Revisit: Loupedeck CT and Custom Profiles

Any tool is only useful as long as you have the appropriate other things it needs to make it work – a hammer is no good without nails (or other things to bash) or a soldering iron without heat for example.

Similarly, the Loupedeck CT is, by itself, a nice piece of engineering, and to be sure, there is some native app functionality built in, primarily programs from Adobe, Apple and Ableton, but not everyone uses those, so to make it work with other programs, custom built “profiles” are needed.

At launch there were a few available, notably for Microsoft Office programs such as Excel and Outlook as well as Google Chrome, but since then the available library has grown in leaps and bounds. You can see the full list here (and of course this changes as new apps are added).

I currently run a number of custom profiles, and indeed even dabbled in trying to make a few myself, time permitting. Once you understand how it works, its not hard, just a little time consuming.

Custom Profiles I Use

I have had a major commercial set from for Da Vinci Resolve for some time and find these invaluable with the feature set of Resolve so deep and diverse, and well worth the USD$34.99 giving access via the Loupedeck CT to 880 custom actions and 1500+ icons.

Just recently, a profile for Vegas 17 and 18 became available too, so this means I can use the Loupedeck CT with both of my major video editing apps. (For those arriving late, I know Vegas x backwards inside up and downside up and even assisted in some of the earlier documentation.
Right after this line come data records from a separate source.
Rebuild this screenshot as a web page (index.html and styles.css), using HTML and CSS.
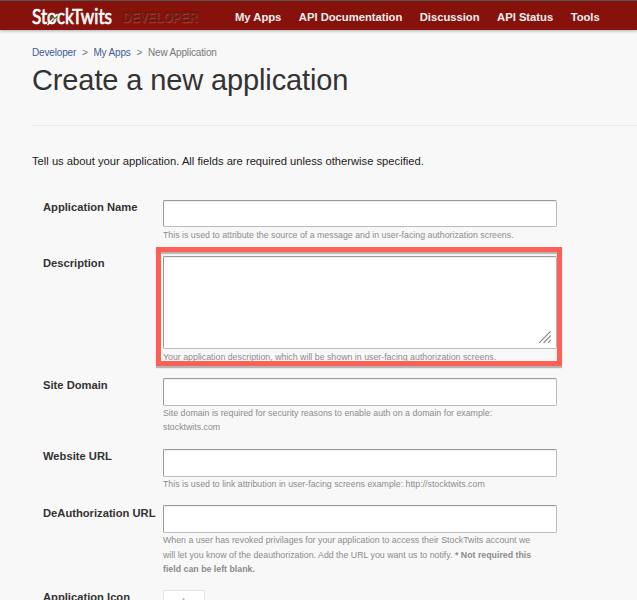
FILE: index.html
```html
<!DOCTYPE html>
<html lang="en">
<head>
<meta charset="utf-8">
<title>Create a new application</title>
<link rel="stylesheet" href="styles.css">
</head>
<body>
<header class="topbar">
  <svg class="logo" width="174" height="27" viewBox="0 0 174 27" role="img" aria-label="StockTwits Developer">
    <text class="logo-name" x="0" y="20.5" textLength="80" lengthAdjust="spacingAndGlyphs">StockTwits</text>
    <path class="logo-slash" d="M15.5 22 25.5 11"/>
    <path class="logo-spark" d="m18 15 3-1.2 1.5 1.8 3-2"/>
    <text class="logo-sub" x="90.5" y="19" textLength="75" lengthAdjust="spacingAndGlyphs">DEVELOPER</text>
  </svg>
  <nav class="nav">
    <a>My Apps</a><a>API Documentation</a><a>Discussion</a><a>API Status</a><a>Tools</a>
  </nav>
</header>
<main class="page">
  <div class="crumbs"><a>Developer</a><span class="sep">&gt;</span><a>My Apps</a><span class="sep">&gt;</span><span>New Application</span></div>
  <h1>Create a new application</h1>
  <p class="intro">Tell us about your application. All fields are required unless otherwise specified.</p>
  <form class="form">
    <div class="row name"><label>Application Name</label><div class="field"><input type="text"><p class="help">This is used to attribute the source of a message and in user-facing authorization screens.</p></div></div>
    <div class="row desc"><label>Description</label><div class="field"><div class="area"><svg class="grip" width="12" height="12" viewBox="0 0 12 12"><path d="M0 12 12 0M4.5 12 12 4.5M9 12l3-3"/></svg></div><p class="help">Your application description, which will be shown in user-facing authorization screens.</p><div class="highlight"></div></div></div>
    <div class="row domain"><label>Site Domain</label><div class="field"><input type="text"><p class="help">Site domain is required for security reasons to enable auth on a domain for example:<br>stocktwits.com</p></div></div>
    <div class="row site"><label>Website URL</label><div class="field"><input type="text"><p class="help">This is used to link attribution in user-facing screens example: http://stocktwits.com</p></div></div>
    <div class="row deauth"><label>DeAuthorization URL</label><div class="field"><input type="text"><p class="help">When a user has revoked privilages for your application to access their StockTwits account we<br>will let you know of the deauthorization. Add the URL you want us to notify. <b>* Not required this<br>field can be left blank.</b></p></div></div>
    <div class="row icon"><label>Application Icon</label><div class="field"><div class="thumb"><svg width="40" height="9" viewBox="0 0 40 9"><path d="M18.5 7 20.5 7.5V9h-2z"/></svg></div></div></div>
  </form>
</main>
</body>
</html>
```
FILE: styles.css
```css
* { box-sizing: border-box; }
html, body { margin: 0; height: 600px; overflow: hidden; }
body { background: #f8f8f8; color: #222; font-family: "Liberation Sans", Arial, sans-serif; }
.topbar { display: flex; height: 30px; padding-left: 32px; background: #87120b; border-top: 1px solid #555; box-shadow: 0 1px 3px rgba(0,0,0,.3); }
.logo { margin-top: 2px; flex: none; }
.logo-name { fill: #fff; stroke: #fff; stroke-width: .7; font: 400 21px Lato, sans-serif; }
.logo-slash { stroke: #fff; stroke-width: 1.3; fill: none; }
.logo-spark { stroke: #3d7c2c; stroke-width: 1.3; fill: none; }
.logo-sub { fill: #64130c; stroke: #5c120a; stroke-width: .4; font: 700 14px "Liberation Sans", sans-serif; text-shadow: 1px 1px 0 #a5403a; }
.nav { display: flex; gap: 17.5px; margin-left: 29px; font-size: 11.25px; letter-spacing: -.02px; font-weight: 700; line-height: 32px; color: #eee; white-space: nowrap; }
.page { padding-left: 32px; }
.crumbs { display: flex; height: 33px; padding-top: 16px; font-size: 10px; line-height: 14px; letter-spacing: -.16px; color: #777; white-space: nowrap; }
.crumbs a { color: #3b5b98; }
.sep { margin: 0 5.8px; }
h1 { height: 63px; margin: 0; border-bottom: 1px solid #eaeaea; font-size: 29px; font-weight: 400; line-height: 34px; letter-spacing: -.12px; color: #333; }
.intro { height: 74px; margin: 0; padding-top: 27px; font-size: 11.2px; line-height: 16px; }
.row { display: grid; grid-template-columns: 120px 394px; padding-left: 11px; white-space: nowrap; }
.name, .site { height: 56px; }
.desc { height: 122px; }
.domain { height: 71px; }
.deauth { height: 85px; }
.icon { height: 10px; }
label { font-size: 11.2px; font-weight: 700; line-height: 14px; color: #333; }
.deauth label { padding-top: 1px; }
.field { position: relative; }
input, .area { display: block; width: 394px; height: 28px; margin: 0; border: 1px solid #bbb; border-top-color: #999; border-left-color: #999; border-radius: 2px; background: #fff; box-shadow: inset 0 1px 1px #eee; }
.name input { height: 27px; }
.area { display: flex; justify-content: flex-end; align-items: flex-end; height: 93px; padding: 0 5px 5px 0; }
.grip { fill: none; stroke: #8a8a8a; stroke-width: 1.2; }
.help { margin: 0; font-size: 8.8px; line-height: 14.5px; color: #8c8c8c; }
.name .help, .desc .help { padding-top: 1px; }
.domain .help { line-height: 14px; }
.highlight { position: absolute; left: -7px; top: -9px; width: 406px; height: 119px; border: 5px solid #ff6055; box-shadow: 0 2px 1px #b5b5b5, inset 0 2px 1px #b5b5b5; }
.thumb { width: 42px; height: 10px; border: 1px solid #e4e4e4; border-bottom: 0; background: #fff; }
.thumb svg { display: block; }
.thumb path { fill: #bbb; }
```
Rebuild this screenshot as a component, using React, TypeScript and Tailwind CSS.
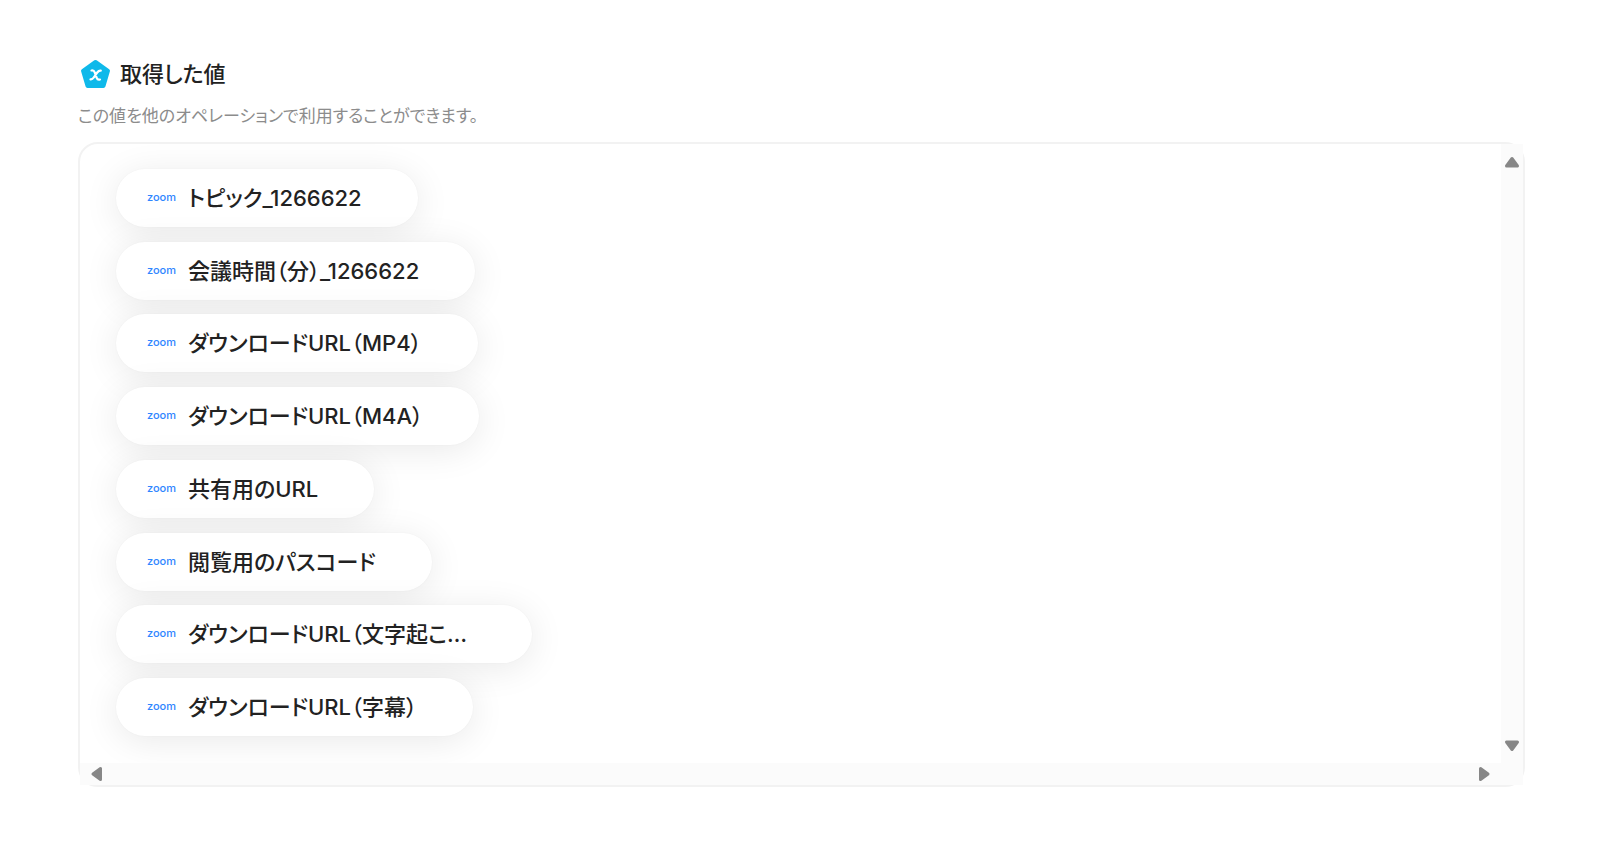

Resolve I have been gradually getting into – and love it).

A MAJOR factor for me in both of these profiles is the ability to shuttle / jog the timeline and trimmers using the Loupedeck’s jog / shuttle wheel. I got used to this way of working back when, as for many years – even decades actually -I had been using a Contour Shuttle Pro, but with the advent of the Loupedeck CT and these profiles, this device become almost redundant.

It was certainly worth its money though and well and truly paid for itself, and even after all this time, is still chugging along without missing a beat.

Also of major use to me is the profile for my 3D application of choice, Maxon’s Cinema 4D. Again this is a program I have been using for many years – around 20 I think – and the Loupedeck profile makes many tasks even easier, faster and more precise.

For fans of Blender, also a 3D application, albeit an open source one and therefore free, there is also a profile, along with Maya LT and 3DS Max.


At €499 (around AUD$799), the Loupedeck CT is not inexpensive by any stretch, but trust me when I tell you that once you get used to using it and it becomes second nature as against hunting commands with a mouse or even short cut keying, it will dramatically increase your productivity and speed up your workflow.